Me envalentoné y volví a la senda de lava
hirviendo en que se había convertido a esa hora la calle. Hubiera dado mi vida
por una gorra o vendido mi alma por una Mirinda fresquita. Miré a mi alrededor.
Creo que me he perdido. En fin, para eso está el GPS del móvil. Metí la mano en
el bolsillo para cogerlo y ¡Ahhhh! Me costó volver a dejarlo en su sitio porque
quemaba tanto que se me quedó pegado como una calcomanía (aún me aparece en la
palma de la mano el anagrama de Samsung). De repente, como en cámara lenta, se
paró junto a mí en un semáforo un BMW blanco con una rubia espectacular en su
interior (tipo sueca, vamos).
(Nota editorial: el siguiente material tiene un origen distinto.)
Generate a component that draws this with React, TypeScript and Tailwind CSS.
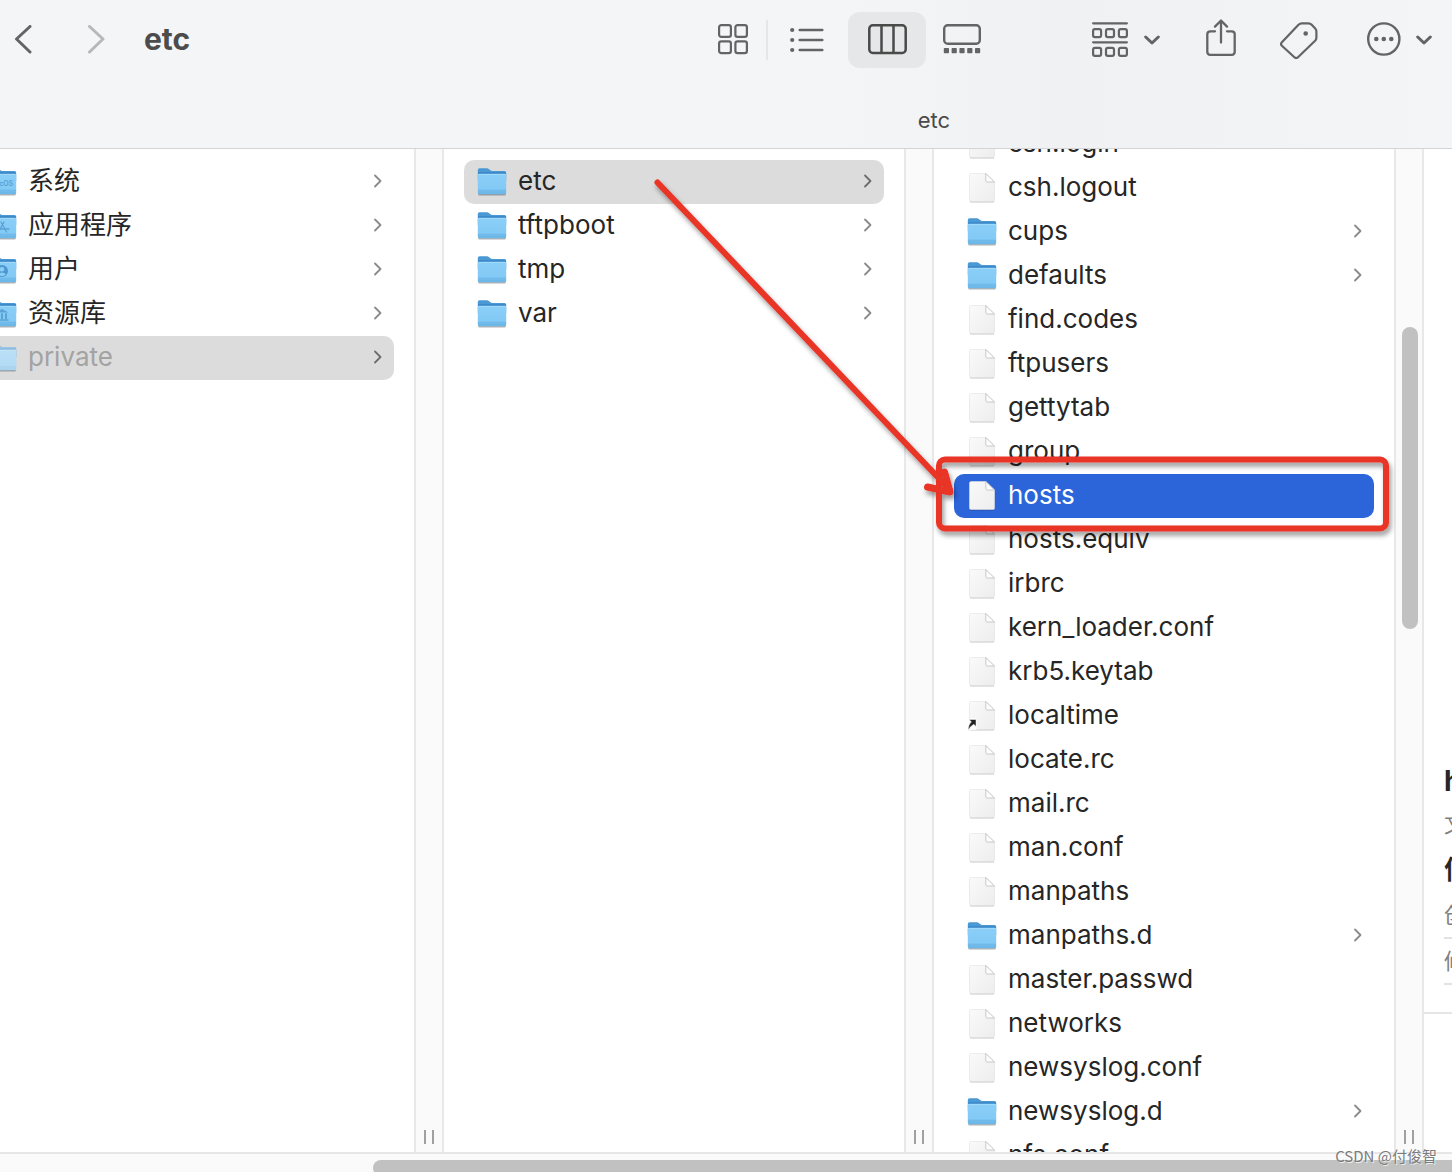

Su pelo ondeaba recibiendo el frío aire
acondicionado mientras abría una helada lata de Cruzcampo con su punto azul
brillante. Le dio un sorbo y giró la cabeza. Me sonrió, abrió la ventanilla y
acercándome la cerveza me dijo ¿Quieres una? Sube y te llevo a donde quieras… Vi
el cielo abierto. Creí en Dios, en el Dalai Lama, en Elvis y en todos los
dioses del Olimpo juntos.
Saqué pecho, encogí la barriga, puse la mejor de mis
sonrisas y… de repente, me adelantó por la derecha un moreno cordobés de metro
noventa, delgado, cachas y con una sonrisa perfecta, de esas de anuncio de
dentífrico. En fin que, visto lo visto, bajé la cabeza buscando un boquete para
meterla y disimulé como pude mientras observaba por el rabillo del ojo al
moreno y a la rubia tomándose unas cervezas mientras el BMW se perdía por la
plaza… Comprendí entonces que la culpa de que la rubia se fuera con el cachas
en vez de conmigo era de la maldición gitana. Si no, de cómo y de qué se iba a
ir con “ese”. No sé qué tenía él que no tuviera yo.